# [What is being asked]
Reproduce the listing below in full and without alteration, apart from its pictures.

# [Source excerpt]
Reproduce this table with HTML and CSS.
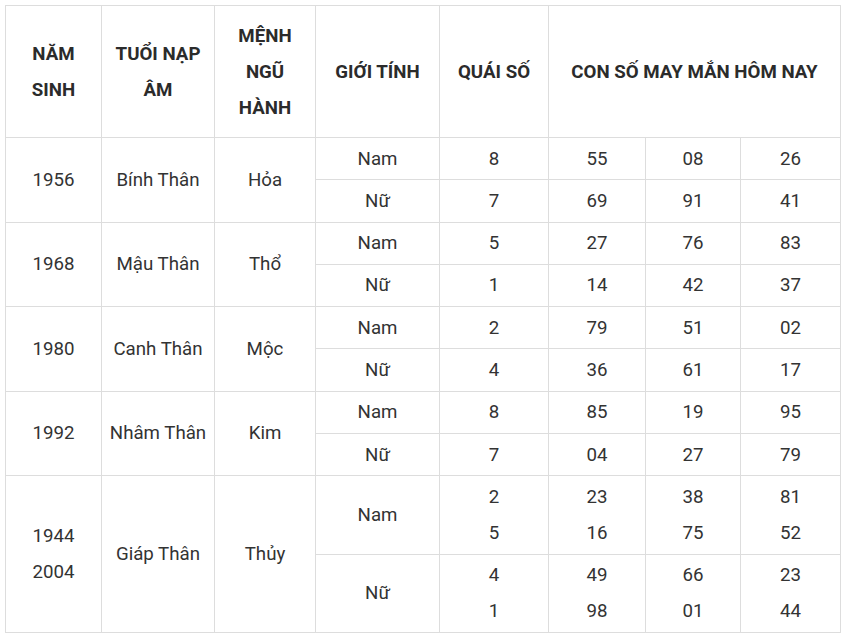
FILE: index.html
```html
<!DOCTYPE html>
<html lang="vi">
<head>
<meta charset="utf-8">
<link rel="stylesheet" href="styles.css">
</head>
<body>
<table class="tbl">
  <colgroup>
    <col class="c1"><col class="c2"><col class="c3"><col class="c4"><col class="c5"><col class="c6"><col class="c7"><col class="c8">
  </colgroup>
  <thead>
    <tr>
      <th>NĂM<br>SINH</th>
      <th>TUỔI NẠP<br>ÂM</th>
      <th>MỆNH<br>NGŨ<br>HÀNH</th>
      <th>GIỚI TÍNH</th>
      <th>QUÁI SỐ</th>
      <th colspan="3">CON SỐ MAY MẮN HÔM NAY</th>
    </tr>
  </thead>
  <tbody>
    <tr><td rowspan="2">1956</td><td rowspan="2">Bính Thân</td><td rowspan="2">Hỏa</td><td>Nam</td><td>8</td><td>55</td><td>08</td><td>26</td></tr>
    <tr><td>Nữ</td><td>7</td><td>69</td><td>91</td><td>41</td></tr>
    <tr><td rowspan="2">1968</td><td rowspan="2">Mậu Thân</td><td rowspan="2">Thổ</td><td>Nam</td><td>5</td><td>27</td><td>76</td><td>83</td></tr>
    <tr><td>Nữ</td><td>1</td><td>14</td><td>42</td><td>37</td></tr>
    <tr><td rowspan="2">1980</td><td rowspan="2">Canh Thân</td><td rowspan="2">Mộc</td><td>Nam</td><td>2</td><td>79</td><td>51</td><td>02</td></tr>
    <tr><td>Nữ</td><td>4</td><td>36</td><td>61</td><td>17</td></tr>
    <tr><td rowspan="2">1992</td><td rowspan="2">Nhâm Thân</td><td rowspan="2">Kim</td><td>Nam</td><td>8</td><td>85</td><td>19</td><td>95</td></tr>
    <tr><td>Nữ</td><td>7</td><td>04</td><td>27</td><td>79</td></tr>
    <tr><td rowspan="2">1944<br>2004</td><td rowspan="2">Giáp Thân</td><td rowspan="2">Thủy</td><td>Nam</td><td>2<br>5</td><td>23<br>16</td><td>38<br>75</td><td>81<br>52</td></tr>
    <tr><td>Nữ</td><td>4<br>1</td><td>49<br>98</td><td>66<br>01</td><td>23<br>44</td></tr>
  </tbody>
</table>
</body>
</html>
```
FILE: styles.css
```css
html, body {
  margin: 0;
  padding: 0;
  background: #fff;
}
body {
  font-family: Roboto, "Liberation Sans", Arial, sans-serif;
  color: #333;
}
.tbl {
  margin: 5px;
  border-collapse: collapse;
  table-layout: fixed;
  width: 835px;
  font-size: 18.7px;
}
.c1 { width: 96px; }
.c2 { width: 113px; }
.c3 { width: 101px; }
.c4 { width: 124px; }
.c5 { width: 109px; }
.c6 { width: 97px; }
.c7 { width: 95px; }
.c8 { width: 100px; }
.tbl th, .tbl td {
  border: 1px solid #ddd;
  text-align: center;
  vertical-align: middle;
}
.tbl th {
  font-weight: 700;
  color: #2b2b2b;
  line-height: 36px;
  padding: 11.5px 2px;
}
.tbl td {
  font-weight: 400;
  line-height: 36px;
  padding: 2.65px 2px;
}
```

# [Task response]
Reproduce this table with HTML and CSS.
FILE: index.html
```html
<!DOCTYPE html>
<html lang="vi">
<head>
<meta charset="utf-8">
<link rel="stylesheet" href="styles.css">
</head>
<body>
<table class="tbl">
  <colgroup>
    <col class="c1"><col class="c2"><col class="c3"><col class="c4"><col class="c5"><col class="c6"><col class="c7"><col class="c8">
  </colgroup>
  <thead>
    <tr>
      <th>NĂM<br>SINH</th>
      <th>TUỔI NẠP<br>ÂM</th>
      <th>MỆNH<br>NGŨ<br>HÀNH</th>
      <th>GIỚI TÍNH</th>
      <th>QUÁI SỐ</th>
      <th colspan="3">CON SỐ MAY MẮN HÔM NAY</th>
    </tr>
  </thead>
  <tbody>
    <tr><td rowspan="2">1956</td><td rowspan="2">Bính Thân</td><td rowspan="2">Hỏa</td><td>Nam</td><td>8</td><td>55</td><td>08</td><td>26</td></tr>
    <tr><td>Nữ</td><td>7</td><td>69</td><td>91</td><td>41</td></tr>
    <tr><td rowspan="2">1968</td><td rowspan="2">Mậu Thân</td><td rowspan="2">Thổ</td><td>Nam</td><td>5</td><td>27</td><td>76</td><td>83</td></tr>
    <tr><td>Nữ</td><td>1</td><td>14</td><td>42</td><td>37</td></tr>
    <tr><td rowspan="2">1980</td><td rowspan="2">Canh Thân</td><td rowspan="2">Mộc</td><td>Nam</td><td>2</td><td>79</td><td>51</td><td>02</td></tr>
    <tr><td>Nữ</td><td>4</td><td>36</td><td>61</td><td>17</td></tr>
    <tr><td rowspan="2">1992</td><td rowspan="2">Nhâm Thân</td><td rowspan="2">Kim</td><td>Nam</td><td>8</td><td>85</td><td>19</td><td>95</td></tr>
    <tr><td>Nữ</td><td>7</td><td>04</td><td>27</td><td>79</td></tr>
    <tr><td rowspan="2">1944<br>2004</td><td rowspan="2">Giáp Thân</td><td rowspan="2">Thủy</td><td>Nam</td><td>2<br>5</td><td>23<br>16</td><td>38<br>75</td><td>81<br>52</td></tr>
    <tr><td>Nữ</td><td>4<br>1</td><td>49<br>98</td><td>66<br>01</td><td>23<br>44</td></tr>
  </tbody>
</table>
</body>
</html>
```
FILE: styles.css
```css
html, body {
  margin: 0;
  padding: 0;
  background: #fff;
}
body {
  font-family: Roboto, "Liberation Sans", Arial, sans-serif;
  color: #333;
}
.tbl {
  margin: 5px;
  border-collapse: collapse;
  table-layout: fixed;
  width: 835px;
  font-size: 18.7px;
}
.c1 { width: 96px; }
.c2 { width: 113px; }
.c3 { width: 101px; }
.c4 { width: 124px; }
.c5 { width: 109px; }
.c6 { width: 97px; }
.c7 { width: 95px; }
.c8 { width: 100px; }
.tbl th, .tbl td {
  border: 1px solid #ddd;
  text-align: center;
  vertical-align: middle;
}
.tbl th {
  font-weight: 700;
  color: #2b2b2b;
  line-height: 36px;
  padding: 11.5px 2px;
}
.tbl td {
  font-weight: 400;
  line-height: 36px;
  padding: 2.65px 2px;
}
```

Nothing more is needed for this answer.